Fordham Business Student Research Journal



Since the beginning of the millennium, the acronym BRIC has captivated the world and become synonymous with an extraordinary economic growth story that has defined the first decade of the 21st century. Along with newfound prosperity, entrepreneurs in the BRIC countries (Brazil, Russia, India and China) have been opening themselves up to further growth opportunities for investors all over the world through equity financing by issuing IPOs. This paper primarily attempts to explore the relationship between the capital market activities of the BRIC countries and their corresponding economic indicators. In the past decade, IPO activity has witnessed a rapid increase alongside BRIC's magnificent growth. The hypotheses of the research are supported by theories such as aggregate money demand, IPO incentives, and the investment process of emerging market companies.
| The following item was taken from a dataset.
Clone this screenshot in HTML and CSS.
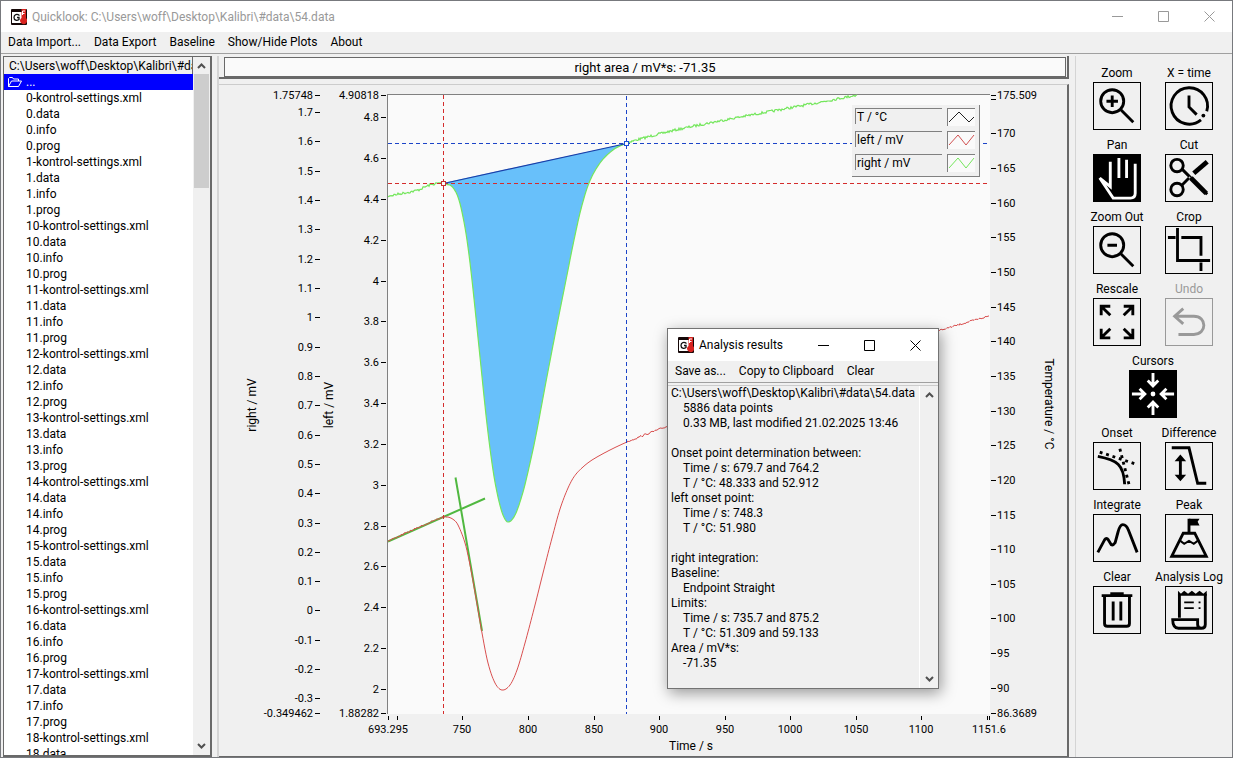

The subjects concerned are the total number of IPO issuances and the total monatary value of the issuances within the first decade of the millennium for all of the BRIC countries. Through conducting multilinear regressions of data collected from the SDC platinum database and the World Bank, this paper suggests that BRIC IPO deal numbers are highly contingent upon different factors of the economies with significant levels of relationships, and that the total deal proceeds in any given year for BRIC are highly contingent upon overall GDP and slightly contingent upon the overall size of the equity markets of BRIC measured by market capitalization.